With limited time and attention, the flood of information has to be stopped somehow. We build dams and divert it or dry up some of our sources. We unfriend people, we leave certain sites, and we become more parsimonious with our time. As for what remains, we understandably choose what we want to see and hear – because we are able to now. But diverse and even opposing viewpoints do creep in. According to Manjoo, F. (2012, January 17). The end of the echo chamber: A study of 250 million Facebook users reveals the web isn’t as polarized as we thought. Slate. [Link], “The fact that weak ties introduce us to novel information wouldn’t matter if we only had a few weak ties on Facebook. But it turns out that most of our relationships on Facebook are pretty weak, according to Bakshy’s study. Even if you consider the most lax definition of a “strong tie”—someone from whom you’ve received a single message or comment—most people still have a lot more weak ties than strong ones. And this means that, when considered in aggregate, our weak ties—with their access to novel information—are the most influential people in our networks. Even though we’re more likely to share any one thing posted by a close friend, we have so many more mere acquaintances posting stuff that our close friends are all but drowned out.”

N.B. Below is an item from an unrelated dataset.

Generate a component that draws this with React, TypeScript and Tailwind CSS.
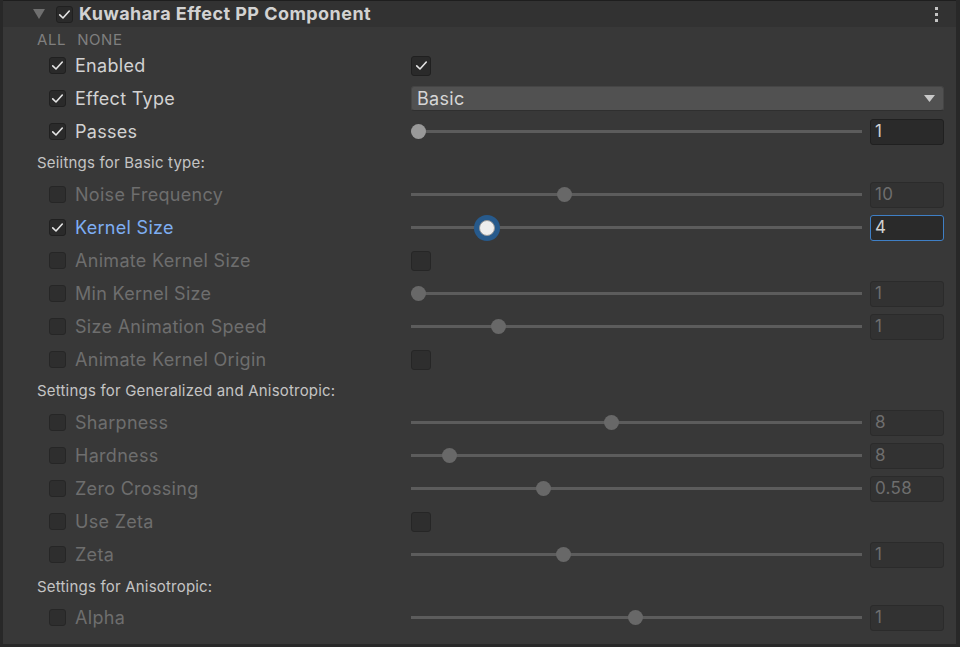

For Cass Sunstein, having an average or typical consumer, reader, listener or viewer in mind means that everyone is fed every bit of political information. He feels that’s better, that people can become informed about more than just their own immediate personal interests. Separation concerns him. And it’s already here. But the truth is, the typical consumer never really existed. I feel he’s pining for a past that seems a bit too golden and fuzzy, wearing a halo that it does not deserve.
Are we more separate today? Yes, absolutely. The United States is far from homogeneous these days. But we’re not quite all confined to our own little silos or ivory towers. At least, we aren’t yet.